I actually left to go get some "me time" as my nerves were building for the race the next day. I went back to John's parents on the lake and practiced mounts/dismounts by myself before heading to packet pickup and the pre-race meeting.
|I got all my gear ready for the next day|
Saturday night was spent at the house with all of our friends. Carb-rich dinner, some wine and good company; perfect way to unwind the night before the race. They have been doing this for Musselman weekend for a few years now, and I was happy I was able to join in the tradition. I also spent a little time on the hammock outside, trying to unwind and mentally prepare for 70.3 miles.
We did find out more information regarding the accident as the night went on. The man, who was a Rochester native was pronounced dead after being transported to a local hospital. An SUV had ran out of gas and was parked as far over on the shoulder as possible, the cyclist had collided into the back window. This is the first fatality in the 10 year history of the race. Sadly, we can't look and analyze exactly what happened, we will never really know-- and at this point it doesn't change anything. The victim, his family and friends are definitely in my thoughts and prayers.
|Brief Article here|
It was hard not to think about it, it was also hard not to let my parents find out about it. I had sent them an email with links to maps, race website and my time estimates for them as they were going to be there Sunday. The last thing I needed was my mom to find out someone died on a 16 mile bike course when I was going to be on a 56 mile course the following day. I didn't want her freaking out the entire 3 and a half hours I was going to be on the bike. Did it scare me? you bet; but I have that fear every time I ride, accidents happen and the best we can do is just be aware and ride as smart and safely as possible.

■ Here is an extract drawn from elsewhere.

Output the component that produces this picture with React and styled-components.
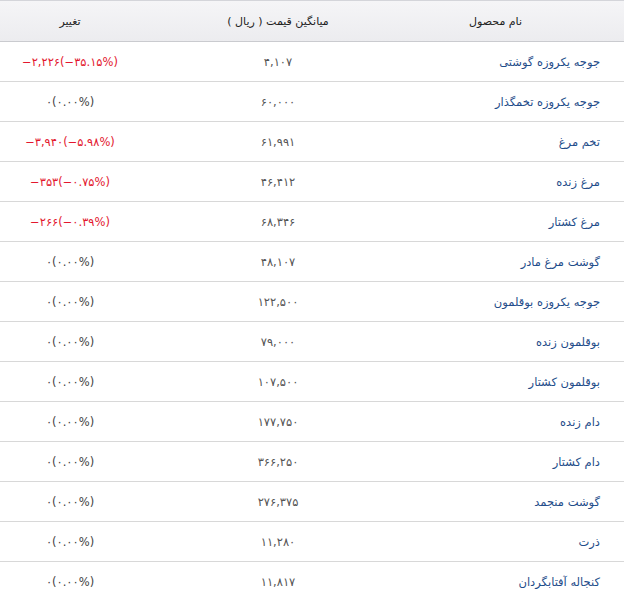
import React from 'react'
import styled, { createGlobalStyle } from 'styled-components'

const GlobalStyle = createGlobalStyle`
  html, body {
    margin: 0;
    padding: 0;
    background: #fff;
  }
  body {
    font-family: "DejaVu Sans", "Noto Sans", sans-serif;
  }
`

const Table = styled.div`
  direction: rtl;
  width: 624px;
  display: grid;
  grid-template-columns: 208px 276px 140px;
`

const HeadCell = styled.div`
  height: 40px;
  display: flex;
  align-items: center;
  justify-content: ${props => (props.$pad ? 'flex-start' : 'center')};
  padding-right: ${props => props.$pad || 0}px;
  border-top: 1px solid #d4d5da;
  border-bottom: 1px solid #cacbcf;
  background: linear-gradient(to bottom, #f5f5f7 0%, #ececef 100%);
  font-size: 11px;
  color: #222;
`

const Cell = styled.div`
  height: 39px;
  display: flex;
  align-items: center;
  justify-content: ${props => (props.$name ? 'flex-start' : 'center')};
  padding-right: ${props => (props.$name ? 24 : 0)}px;
  border-bottom: 1px solid ${props => (props.$last ? 'transparent' : '#d8d8d8')};
  font-size: 11.5px;
`

const Name = styled.span`
  color: #1f4d8a;
`

const Price = styled.span`
  direction: ltr;
  unicode-bidi: isolate;
  color: #555;
  letter-spacing: 2px;
  font-size: 11.5px;
`

const Change = styled.span`
  direction: ltr;
  unicode-bidi: isolate;
  color: ${props => (props.$down ? '#e3172e' : '#444')};
  letter-spacing: 1.6px;
  font-size: 11.5px;
`

const rows = [
  ['جوجه یکروزه گوشتی', '۴,۱۰۷', '−۲,۲۲۶(−۳۵.۱۵%)', true],
  ['جوجه یکروزه تخمگذار', '۶۰,۰۰۰', '۰(۰.۰۰%)', false],
  ['تخم مرغ', '۶۱,۹۹۱', '−۳,۹۴۰(−۵.۹۸%)', true],
  ['مرغ زنده', '۴۶,۴۱۲', '−۳۵۳(−۰.۷۵%)', true],
  ['مرغ کشتار', '۶۸,۳۴۶', '−۲۶۶(−۰.۳۹%)', true],
  ['گوشت مرغ مادر', '۴۸,۱۰۷', '۰(۰.۰۰%)', false],
  ['جوجه یکروزه بوقلمون', '۱۲۲,۵۰۰', '۰(۰.۰۰%)', false],
  ['بوقلمون زنده', '۷۹,۰۰۰', '۰(۰.۰۰%)', false],
  ['بوقلمون کشتار', '۱۰۷,۵۰۰', '۰(۰.۰۰%)', false],
  ['دام زنده', '۱۷۷,۷۵۰', '۰(۰.۰۰%)', false],
  ['دام کشتار', '۳۶۶,۲۵۰', '۰(۰.۰۰%)', false],
  ['گوشت منجمد', '۲۷۶,۳۷۵', '۰(۰.۰۰%)', false],
  ['ذرت', '۱۱,۲۸۰', '۰(۰.۰۰%)', false],
  ['کنجاله آفتابگردان', '۱۱,۸۱۷', '۰(۰.۰۰%)', false],
]

export default function App() {
  return (
    <>
      <GlobalStyle />
      <Table>
        <HeadCell $pad={102}>نام محصول</HeadCell>
        <HeadCell>میانگین قیمت ( ریال )</HeadCell>
        <HeadCell>تغییر</HeadCell>
        {rows.map(([name, price, change, down], i) => {
          const last = i === rows.length - 1
          return (
            <React.Fragment key={name}>
              <Cell $name $last={last}>
                <Name>{name}</Name>
              </Cell>
              <Cell $last={last}>
                <Price>{price}</Price>
              </Cell>
              <Cell $last={last}>
                <Change $down={down}>{change}</Change>
              </Cell>
            </React.Fragment>
          )
        })}
      </Table>
    </>
  )
}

Sunday was race day for me (recap to come this week), overall it was a great day. I survived my first 70.3! I had fabulous support crew of family and friends, and the race staff/volunteers were just as amazing. I can't say enough good things about Mussleman races- Jeff Henderson and his crew(including my friend Amy who is the volunteer coordinator) do an amazing job. From the different race options, mass volunteers, amazing swag and sponsors, pre-race meetings that are fun & informative, "green" race characteristics, all of it makes for a memorable weekend. Congrats to them for 10 years and cheers to many more! I already have next years race on the calendar...more volunteering and more racing!
|Me and my #1 fan and team mate after finishing yesterday! :)|
What did you do this weekend?
Cyclists- what are your riding fears?